La creazione dell’anima e il giudizio particolare sono i due atomi di attimi in cui le anime dei figli dell’uomo intellettualmente conoscono Dio per quel tanto che è giusto e sufficiente a dar loro un agente per tendere al loro Bene appena intraveduto, ma rimasto impresso nella sostanza che, essendo intelligente, libera, semplice, spirituale, ha comprensioni pronte, volontà libere, desideri semplici, e movimento o inclinazione o appetito, se più vi piace, a riunirsi con l’amore a Colui donde venne, e a raggiungere il suo fine del quale ha già intuito la bellezza, o a staccarsene con un odio perfetto raggiungendo colui che è il loro dannato re, e avendo nel ricordo “di odio” un tormento, il maggiore fra i tormenti infernali, una disperazione, una maledizione indescrivibili.
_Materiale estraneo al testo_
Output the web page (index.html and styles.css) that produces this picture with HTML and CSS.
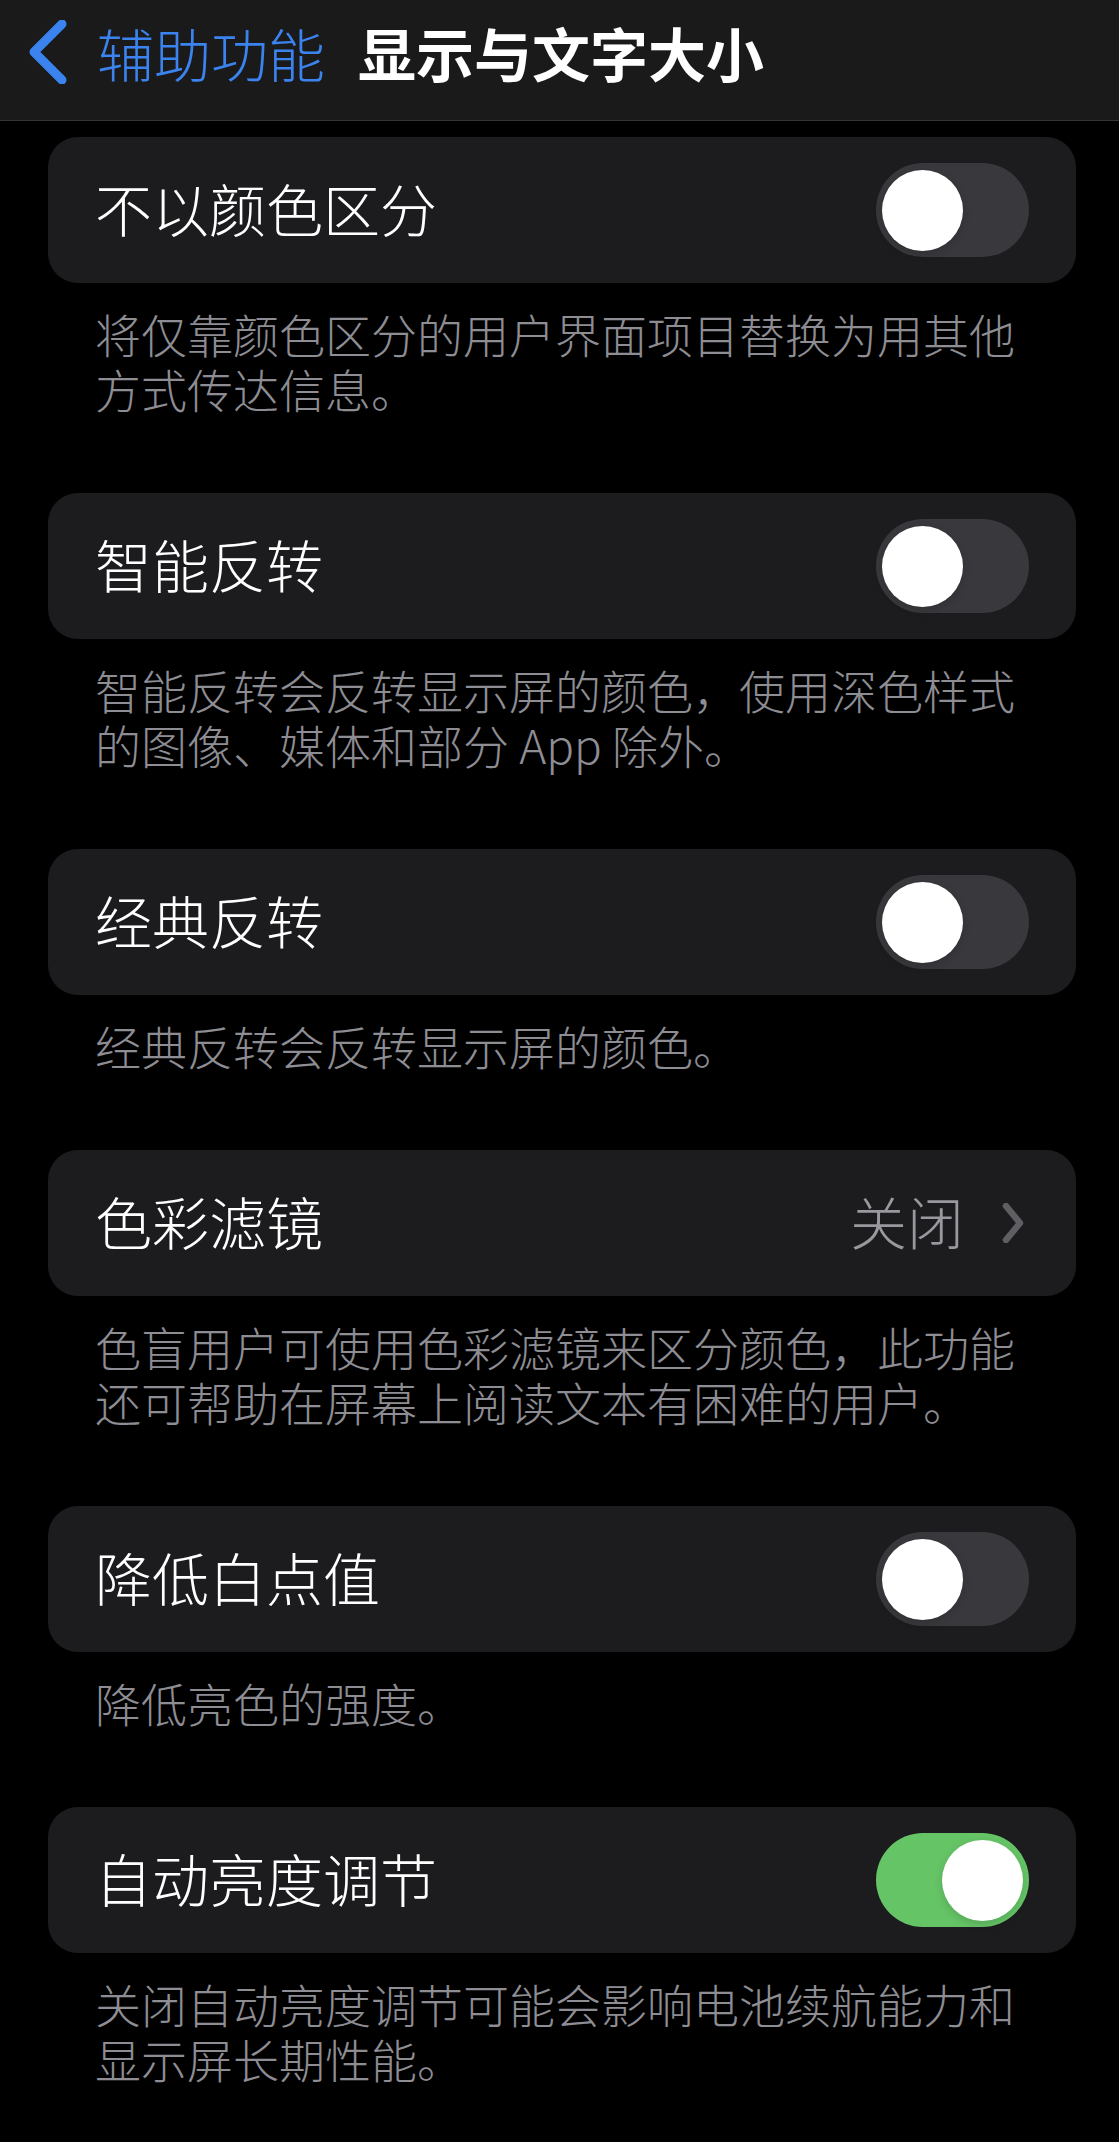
FILE: index.html
```html
<!DOCTYPE html>
<html lang="zh-CN">
<head>
    <meta charset="UTF-8">
    <meta name="viewport" content="width=device-width, initial-scale=1.0">
    <title>显示与文字大小</title>
    <link rel="stylesheet" href="styles.css">
</head>
<body>

    <header class="navbar">
        <a class="back" href="#">
            <svg class="back-icon" width="40" height="64" viewBox="0 0 40 64">
                <path d="M34 4 L6 32 L34 60" fill="none" stroke="currentColor" stroke-width="9" stroke-linecap="round" stroke-linejoin="round"/>
            </svg>
            <span>辅助功能</span>
        </a>
        <h1 class="title">显示与文字大小</h1>
    </header>

    <main class="list">
        <section class="group">
            <div class="cell">
                <span class="cell-label">不以颜色区分</span>
                <span class="switch"><span class="knob"></span></span>
            </div>
            <p class="note">将仅靠颜色区分的用户界面项目替换为用其他方式传达信息。</p>
        </section>

        <section class="group">
            <div class="cell">
                <span class="cell-label">智能反转</span>
                <span class="switch"><span class="knob"></span></span>
            </div>
            <p class="note">智能反转会反转显示屏的颜色，使用深色样式的图像、媒体和部分 App 除外。</p>
        </section>

        <section class="group">
            <div class="cell">
                <span class="cell-label">经典反转</span>
                <span class="switch"><span class="knob"></span></span>
            </div>
            <p class="note">经典反转会反转显示屏的颜色。</p>
        </section>

        <section class="group">
            <a class="cell" href="#">
                <span class="cell-label">色彩滤镜</span>
                <span class="cell-value">
                    <span>关闭</span>
                    <svg class="chevron" width="24" height="40" viewBox="0 0 24 40">
                        <path d="M5 3 L19 20 L5 37" fill="none" stroke="currentColor" stroke-width="6.5" stroke-linecap="round" stroke-linejoin="round"/>
                    </svg>
                </span>
            </a>
            <p class="note">色盲用户可使用色彩滤镜来区分颜色，此功能还可帮助在屏幕上阅读文本有困难的用户。</p>
        </section>

        <section class="group">
            <div class="cell">
                <span class="cell-label">降低白点值</span>
                <span class="switch"><span class="knob"></span></span>
            </div>
            <p class="note">降低亮色的强度。</p>
        </section>

        <section class="group">
            <div class="cell">
                <span class="cell-label">自动亮度调节</span>
                <span class="switch on"><span class="knob"></span></span>
            </div>
            <p class="note">关闭自动亮度调节可能会影响电池续航能力和显示屏长期性能。</p>
        </section>
    </main>

</body>
</html>
```

FILE: styles.css
```css
* {
    margin: 0;
    padding: 0;
    box-sizing: border-box;
}

html {
    background: #000;
}

body {
    font-family: "Noto Sans CJK SC", "Inter", sans-serif;
    background: #000;
    color: #fff;
    min-height: 100vh;
}

a {
    color: inherit;
    text-decoration: none;
}

/* top navigation bar */
.navbar {
    height: 121px;
    background: #1a1a1a;
    border-bottom: 1px solid #353535;
    display: flex;
    align-items: center;
    padding: 0 0 16px 28px;
}

.back {
    display: flex;
    align-items: center;
    gap: 29px;
    color: #3b84ef;
    font-size: 57px;
    font-weight: 300;
    line-height: 1;
}

.back-icon {
    display: block;
    flex-shrink: 0;
}

.title {
    margin-left: 33px;
    font-size: 58px;
    font-weight: 700;
    line-height: 1;
    color: #fff;
}

/* grouped settings list */
.list {
    padding: 16px 43px 0 48px;
}

.group {
    margin-bottom: 77px;
}

.cell {
    height: 146px;
    background: #1c1c1e;
    border-radius: 30px;
    display: flex;
    align-items: center;
    justify-content: space-between;
    padding: 0 47px 0 47px;
}

.cell-label {
    font-size: 57px;
    font-weight: 300;
    line-height: 1;
    margin-top: -5px;
}

.cell-value {
    display: flex;
    align-items: center;
    gap: 37px;
    color: #98989f;
    font-size: 57px;
    font-weight: 300;
    line-height: 1;
}

.cell-value span {
    margin-top: -5px;
}

.chevron {
    display: block;
    color: #5e5e63;
    margin-right: 4px;
}

/* toggle switch */
.switch {
    width: 153px;
    height: 94px;
    border-radius: 47px;
    background: #39393d;
    display: flex;
    align-items: center;
    padding: 0 6px;
}

.switch.on {
    background: #65c466;
    justify-content: flex-end;
}

.knob {
    width: 81px;
    height: 81px;
    border-radius: 50%;
    background: #fff;
    box-shadow: 0 3px 8px rgba(0, 0, 0, 0.15);
}

.note {
    margin-top: 23px;
    padding: 0 50px 0 47px;
    font-size: 46px;
    font-weight: 300;
    line-height: 55px;
    color: #8d8d93;
}
```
In definitiva nel momento del Giudizio particolare, cioè in quell'infinitesimo di attimo subito dopo la morte, non avremo dunque materialmente tempo per 'tergiversare' e accampare scuse con Gesù-Giudice anche perché di fronte alla Verità di Dio, tutte le nostre colpe ci appariranno in una luce incontestabile.
Quel che è fatto è fatto. Illuminata dalla Luce di Dio, la nostra anima libera dalla carne e perfetta nella comprensione sarà in condizione di intuire già da sé l'esito e la giustezza del Giudizio da parte di Gesù.


1  Maria Valtorta: 'Quaderni 1945-50' - Dettato 28.1.47 - C.E.V.